> [Records shown]
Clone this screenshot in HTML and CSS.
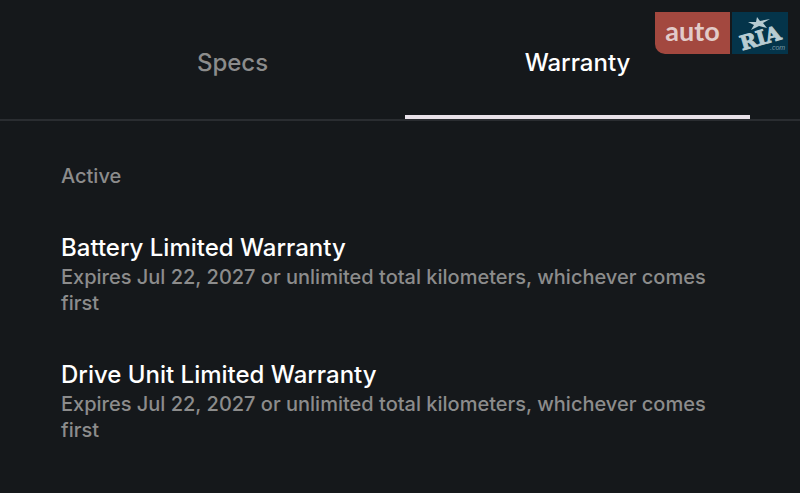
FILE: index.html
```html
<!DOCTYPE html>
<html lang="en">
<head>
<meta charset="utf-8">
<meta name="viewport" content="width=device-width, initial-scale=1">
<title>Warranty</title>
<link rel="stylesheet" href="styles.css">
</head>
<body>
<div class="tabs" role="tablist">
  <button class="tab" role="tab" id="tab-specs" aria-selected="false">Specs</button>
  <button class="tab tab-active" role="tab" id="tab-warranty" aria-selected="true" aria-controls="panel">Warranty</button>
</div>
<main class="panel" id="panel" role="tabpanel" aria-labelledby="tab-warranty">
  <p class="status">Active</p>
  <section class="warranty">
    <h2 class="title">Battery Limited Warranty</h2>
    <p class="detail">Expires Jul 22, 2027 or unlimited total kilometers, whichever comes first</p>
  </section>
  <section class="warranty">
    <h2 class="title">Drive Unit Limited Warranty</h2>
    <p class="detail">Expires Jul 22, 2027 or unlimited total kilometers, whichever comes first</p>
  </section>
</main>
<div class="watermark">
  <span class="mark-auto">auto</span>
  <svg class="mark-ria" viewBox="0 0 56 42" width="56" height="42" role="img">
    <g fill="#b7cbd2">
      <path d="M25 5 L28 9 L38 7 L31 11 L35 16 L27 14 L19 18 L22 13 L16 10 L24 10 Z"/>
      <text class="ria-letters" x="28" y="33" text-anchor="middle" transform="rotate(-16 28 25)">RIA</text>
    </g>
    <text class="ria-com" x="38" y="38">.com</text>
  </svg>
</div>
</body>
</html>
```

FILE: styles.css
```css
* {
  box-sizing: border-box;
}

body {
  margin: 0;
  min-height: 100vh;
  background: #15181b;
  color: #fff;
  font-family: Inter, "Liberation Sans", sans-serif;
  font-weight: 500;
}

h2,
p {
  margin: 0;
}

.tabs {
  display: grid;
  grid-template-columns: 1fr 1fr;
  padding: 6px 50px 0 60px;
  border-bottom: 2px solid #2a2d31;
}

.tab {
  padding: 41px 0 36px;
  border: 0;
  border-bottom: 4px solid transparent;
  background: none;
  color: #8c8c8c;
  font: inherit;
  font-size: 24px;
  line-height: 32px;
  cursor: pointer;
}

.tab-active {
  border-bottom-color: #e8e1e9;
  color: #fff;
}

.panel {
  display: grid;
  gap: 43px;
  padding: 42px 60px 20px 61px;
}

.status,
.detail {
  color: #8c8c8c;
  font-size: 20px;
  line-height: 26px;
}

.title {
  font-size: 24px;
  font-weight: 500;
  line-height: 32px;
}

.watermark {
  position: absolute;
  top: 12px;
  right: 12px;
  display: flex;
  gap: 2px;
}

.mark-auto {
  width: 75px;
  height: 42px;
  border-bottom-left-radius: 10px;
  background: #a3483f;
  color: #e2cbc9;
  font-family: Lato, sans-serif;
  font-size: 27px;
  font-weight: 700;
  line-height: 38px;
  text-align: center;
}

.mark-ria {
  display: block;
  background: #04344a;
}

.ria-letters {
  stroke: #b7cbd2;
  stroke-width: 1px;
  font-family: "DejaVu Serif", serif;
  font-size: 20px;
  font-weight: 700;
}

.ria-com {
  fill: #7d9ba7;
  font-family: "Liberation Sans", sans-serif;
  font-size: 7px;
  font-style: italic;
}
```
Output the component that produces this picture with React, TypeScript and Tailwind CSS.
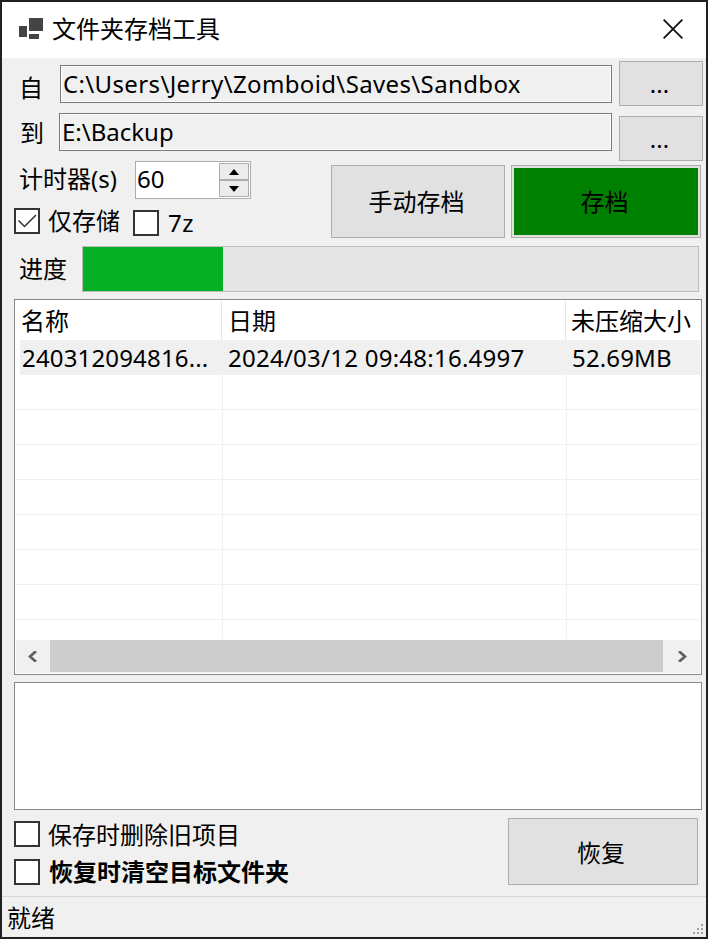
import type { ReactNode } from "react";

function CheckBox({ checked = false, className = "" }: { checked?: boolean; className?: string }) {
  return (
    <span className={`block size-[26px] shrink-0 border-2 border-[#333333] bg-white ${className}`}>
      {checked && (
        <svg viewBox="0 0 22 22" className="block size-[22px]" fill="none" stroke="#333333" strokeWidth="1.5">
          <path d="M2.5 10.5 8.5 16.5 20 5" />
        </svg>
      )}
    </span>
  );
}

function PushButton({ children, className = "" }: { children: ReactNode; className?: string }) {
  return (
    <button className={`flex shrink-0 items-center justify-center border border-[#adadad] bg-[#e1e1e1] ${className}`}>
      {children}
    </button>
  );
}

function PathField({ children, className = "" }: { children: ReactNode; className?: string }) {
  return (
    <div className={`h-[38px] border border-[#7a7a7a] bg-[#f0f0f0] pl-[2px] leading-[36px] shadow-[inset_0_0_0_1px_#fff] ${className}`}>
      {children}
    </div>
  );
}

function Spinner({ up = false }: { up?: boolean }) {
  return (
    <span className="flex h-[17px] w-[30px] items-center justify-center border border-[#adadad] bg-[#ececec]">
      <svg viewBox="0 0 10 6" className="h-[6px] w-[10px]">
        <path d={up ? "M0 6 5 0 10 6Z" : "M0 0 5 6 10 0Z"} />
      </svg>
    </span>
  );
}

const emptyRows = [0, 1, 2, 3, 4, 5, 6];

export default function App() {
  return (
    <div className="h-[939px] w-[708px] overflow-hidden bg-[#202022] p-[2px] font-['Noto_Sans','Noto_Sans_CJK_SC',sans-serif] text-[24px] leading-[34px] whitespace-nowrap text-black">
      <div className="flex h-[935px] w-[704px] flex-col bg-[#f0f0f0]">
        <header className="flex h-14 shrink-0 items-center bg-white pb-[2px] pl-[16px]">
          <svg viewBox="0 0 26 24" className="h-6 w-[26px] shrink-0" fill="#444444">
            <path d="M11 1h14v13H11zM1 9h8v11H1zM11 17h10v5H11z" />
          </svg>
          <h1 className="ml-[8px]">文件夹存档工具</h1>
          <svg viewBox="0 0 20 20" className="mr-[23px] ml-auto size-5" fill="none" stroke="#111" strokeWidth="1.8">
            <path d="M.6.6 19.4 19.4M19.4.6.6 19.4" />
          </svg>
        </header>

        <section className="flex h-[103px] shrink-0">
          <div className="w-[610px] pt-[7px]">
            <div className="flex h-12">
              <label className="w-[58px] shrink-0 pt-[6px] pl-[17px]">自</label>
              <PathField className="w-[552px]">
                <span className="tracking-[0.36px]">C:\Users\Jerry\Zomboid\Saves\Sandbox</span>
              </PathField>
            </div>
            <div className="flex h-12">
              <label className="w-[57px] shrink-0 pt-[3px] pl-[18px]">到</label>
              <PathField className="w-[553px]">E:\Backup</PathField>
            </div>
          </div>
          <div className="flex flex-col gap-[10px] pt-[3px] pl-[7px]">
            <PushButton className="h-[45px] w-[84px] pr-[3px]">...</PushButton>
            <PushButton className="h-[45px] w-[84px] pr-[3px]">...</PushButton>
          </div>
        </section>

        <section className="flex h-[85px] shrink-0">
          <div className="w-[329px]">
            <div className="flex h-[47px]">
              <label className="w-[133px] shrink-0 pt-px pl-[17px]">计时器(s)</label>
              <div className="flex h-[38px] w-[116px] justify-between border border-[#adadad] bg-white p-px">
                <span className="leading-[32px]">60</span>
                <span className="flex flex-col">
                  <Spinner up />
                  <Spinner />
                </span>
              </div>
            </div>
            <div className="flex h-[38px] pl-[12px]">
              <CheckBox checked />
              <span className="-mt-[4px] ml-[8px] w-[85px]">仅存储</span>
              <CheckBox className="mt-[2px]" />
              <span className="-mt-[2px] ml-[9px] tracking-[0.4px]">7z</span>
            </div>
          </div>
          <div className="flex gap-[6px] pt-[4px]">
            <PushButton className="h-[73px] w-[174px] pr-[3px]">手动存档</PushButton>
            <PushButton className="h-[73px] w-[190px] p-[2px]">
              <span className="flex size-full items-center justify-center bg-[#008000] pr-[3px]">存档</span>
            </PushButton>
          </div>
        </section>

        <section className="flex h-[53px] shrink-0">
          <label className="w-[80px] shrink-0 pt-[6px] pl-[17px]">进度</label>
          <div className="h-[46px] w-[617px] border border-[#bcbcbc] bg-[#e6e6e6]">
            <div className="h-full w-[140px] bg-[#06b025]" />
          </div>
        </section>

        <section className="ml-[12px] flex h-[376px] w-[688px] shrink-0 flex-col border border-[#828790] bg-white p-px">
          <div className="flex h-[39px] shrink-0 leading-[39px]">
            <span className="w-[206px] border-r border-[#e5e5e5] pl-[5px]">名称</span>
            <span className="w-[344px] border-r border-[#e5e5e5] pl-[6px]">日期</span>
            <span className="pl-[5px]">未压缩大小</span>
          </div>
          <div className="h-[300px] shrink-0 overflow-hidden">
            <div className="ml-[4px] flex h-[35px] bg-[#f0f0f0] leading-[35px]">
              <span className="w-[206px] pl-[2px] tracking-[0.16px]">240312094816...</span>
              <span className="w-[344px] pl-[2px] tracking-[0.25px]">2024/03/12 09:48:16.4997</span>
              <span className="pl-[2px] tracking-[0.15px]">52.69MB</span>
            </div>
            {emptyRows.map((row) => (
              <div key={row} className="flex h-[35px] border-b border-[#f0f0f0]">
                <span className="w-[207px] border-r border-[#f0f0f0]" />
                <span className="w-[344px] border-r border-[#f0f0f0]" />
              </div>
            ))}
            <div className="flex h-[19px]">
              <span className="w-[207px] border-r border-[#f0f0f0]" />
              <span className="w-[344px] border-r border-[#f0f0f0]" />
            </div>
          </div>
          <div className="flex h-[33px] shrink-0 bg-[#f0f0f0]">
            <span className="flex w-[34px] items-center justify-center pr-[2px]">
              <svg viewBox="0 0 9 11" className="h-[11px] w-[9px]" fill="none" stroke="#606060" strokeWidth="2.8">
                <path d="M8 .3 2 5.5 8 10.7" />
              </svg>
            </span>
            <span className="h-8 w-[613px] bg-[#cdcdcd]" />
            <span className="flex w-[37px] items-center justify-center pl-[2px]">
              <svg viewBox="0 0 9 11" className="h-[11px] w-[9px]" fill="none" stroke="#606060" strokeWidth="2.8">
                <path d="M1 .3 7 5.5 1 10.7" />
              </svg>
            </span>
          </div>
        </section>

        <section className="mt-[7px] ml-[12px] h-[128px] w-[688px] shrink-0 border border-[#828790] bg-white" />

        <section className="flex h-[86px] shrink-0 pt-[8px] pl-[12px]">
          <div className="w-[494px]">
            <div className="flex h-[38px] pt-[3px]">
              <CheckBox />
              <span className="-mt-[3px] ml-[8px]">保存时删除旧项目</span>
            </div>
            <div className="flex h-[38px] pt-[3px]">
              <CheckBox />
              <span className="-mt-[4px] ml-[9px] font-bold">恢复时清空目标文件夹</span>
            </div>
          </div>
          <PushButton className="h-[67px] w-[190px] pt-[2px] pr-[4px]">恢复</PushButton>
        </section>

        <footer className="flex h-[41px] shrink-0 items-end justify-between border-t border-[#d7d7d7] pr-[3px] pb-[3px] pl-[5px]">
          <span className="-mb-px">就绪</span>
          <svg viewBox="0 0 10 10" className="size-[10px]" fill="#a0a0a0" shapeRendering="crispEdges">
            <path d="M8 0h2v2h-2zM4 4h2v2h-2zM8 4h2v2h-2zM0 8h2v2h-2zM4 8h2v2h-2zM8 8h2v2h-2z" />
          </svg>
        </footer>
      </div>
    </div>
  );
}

> [Your goal] Set down, word for word, the lines from the one holding "Output the component" through the one holding "const emptyRows = [0, 1, 2, 3, 4, 5, 6];". Skip the pictures.

> [Answer below]
Output the component that produces this picture with React, TypeScript and Tailwind CSS.
import type { ReactNode } from "react";

function CheckBox({ checked = false, className = "" }: { checked?: boolean; className?: string }) {
  return (
    <span className={`block size-[26px] shrink-0 border-2 border-[#333333] bg-white ${className}`}>
      {checked && (
        <svg viewBox="0 0 22 22" className="block size-[22px]" fill="none" stroke="#333333" strokeWidth="1.5">
          <path d="M2.5 10.5 8.5 16.5 20 5" />
        </svg>
      )}
    </span>
  );
}

function PushButton({ children, className = "" }: { children: ReactNode; className?: string }) {
  return (
    <button className={`flex shrink-0 items-center justify-center border border-[#adadad] bg-[#e1e1e1] ${className}`}>
      {children}
    </button>
  );
}

function PathField({ children, className = "" }: { children: ReactNode; className?: string }) {
  return (
    <div className={`h-[38px] border border-[#7a7a7a] bg-[#f0f0f0] pl-[2px] leading-[36px] shadow-[inset_0_0_0_1px_#fff] ${className}`}>
      {children}
    </div>
  );
}

function Spinner({ up = false }: { up?: boolean }) {
  return (
    <span className="flex h-[17px] w-[30px] items-center justify-center border border-[#adadad] bg-[#ececec]">
      <svg viewBox="0 0 10 6" className="h-[6px] w-[10px]">
        <path d={up ? "M0 6 5 0 10 6Z" : "M0 0 5 6 10 0Z"} />
      </svg>
    </span>
  );
}

const emptyRows = [0, 1, 2, 3, 4, 5, 6];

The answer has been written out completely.